DOL Overtime Rule Injunction
Author: Michael Cardman, XpertHR Legal Editor
A preliminary injunction issued November 22, 2016, by the US District Court for the Eastern District of Texas prevents the US Department of Labor (DOL) from implementing and enforcing its overtime rule.
The rule, which had been scheduled to take effect December 1, 2016, would have increased from $23,660 to $47,476 the minimum salary needed for many employees to be exempt from Fair Labor Standards Act (FLSA) overtime requirements.
For the time being, employers will no longer need to comply with the rule. However, as discussed below, there remains a possibility the rule could be resurrected. In addition, employers that had already made changes in anticipation of the rule taking effect December 1 will need to decide whether to repeal those changes and decide on how best to communicate with affected employees.
Down But Not Out
Although the odds appear slim, there is a possibility that the overtime rule could rise again.
The DOL has appealed to the 5th US Circuit Court of Appeals to overturn the injunction.
The 5th Circuit on December 8, 2016, granted the DOL's request for an expedited appeal.
However, the Trump administration could simply drop the appeal. That possibility appears likely, considering that Trump's intended nominee for Labor Secretary, Andrew Puzder, opposes the overtime rule. On January 25, 2017, the DOL asked the 5th Circuit for an extra 30 days to "allow incoming leadership personnel adequate time to consider the issues" before it responds to legal arguments offered by opponents of the overtime rule. The 5th Circuit granted the DOL's request on January 26, 2017.
So it remains possible that the DOL could continue its appeal or that the Texas AFL-CIO would be granted its motion to intervene as a defendant so it could continue the appeal if the DOL drops it.
Were that to happen, the 5th Circuit could overturn the injunction. The legal reasoning behind the injunction has been questioned by some supporters of the overtime rule.
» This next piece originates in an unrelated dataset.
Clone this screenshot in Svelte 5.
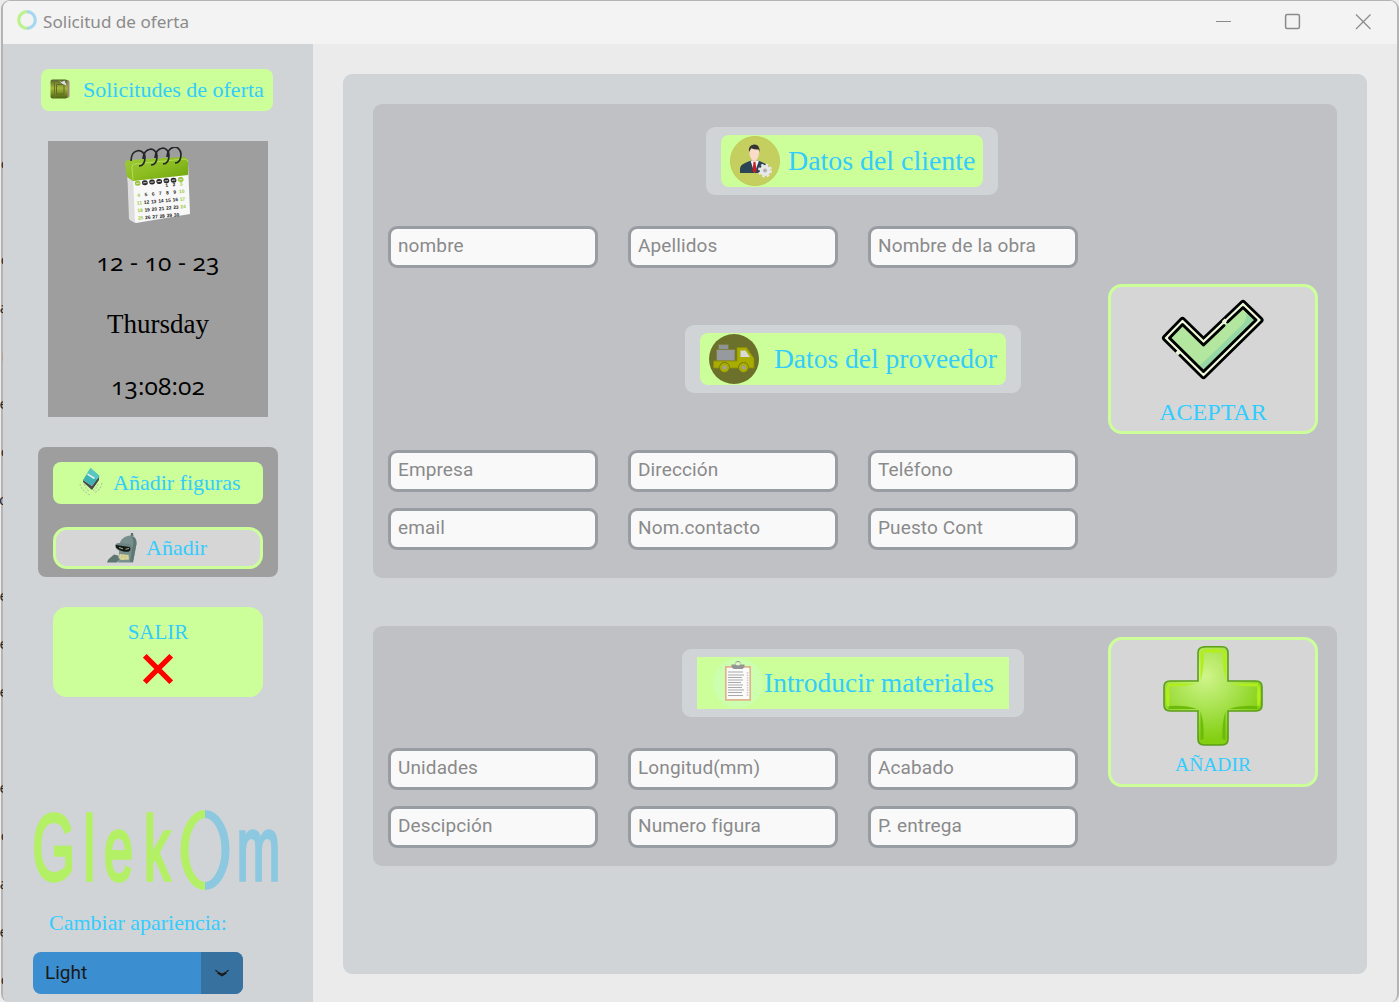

If the injunction is overturned, the plaintiffs could appeal to the Supreme Court. If the Supreme Court hears the case, chances are good that it would be deadlocked 4-4 as it has been with many cases since the passing of Justice Antonin Scalia. Conceivably, the plaintiffs could file lawsuits in other circuits, possibly resulting in a nightmare scenario in which the overtime rule is in effect in some states but not others.
If the 5th Circuit were to overturn the district court's injunction, Congress might override the rule anyway under a law called the Congressional Review Act that allows the legislature to overturn executive branch regulations within a certain window - or it could pass new legislation amending the FLSA.
Next Steps for Employers
Because of the injunction, employers that had planned to reclassify salaried, exempt employees who earned between $23,660 and $47,476 as hourly, nonexempt employees can simply maintain their current pay practices. However, employers should start tracking those employees' hours because if the preliminary injunction is overturned, the plaintiffs' bar likely will argue that the DOL's overtime rule should have applied retroactively to December 1.
Employers that increased, or planned to increase, exempt employees' salaries to $47,476 to maintain their exempt status would be within their rights to rescind those raises (but not recoup any increased salary already paid). This approach poses employee relations challenges.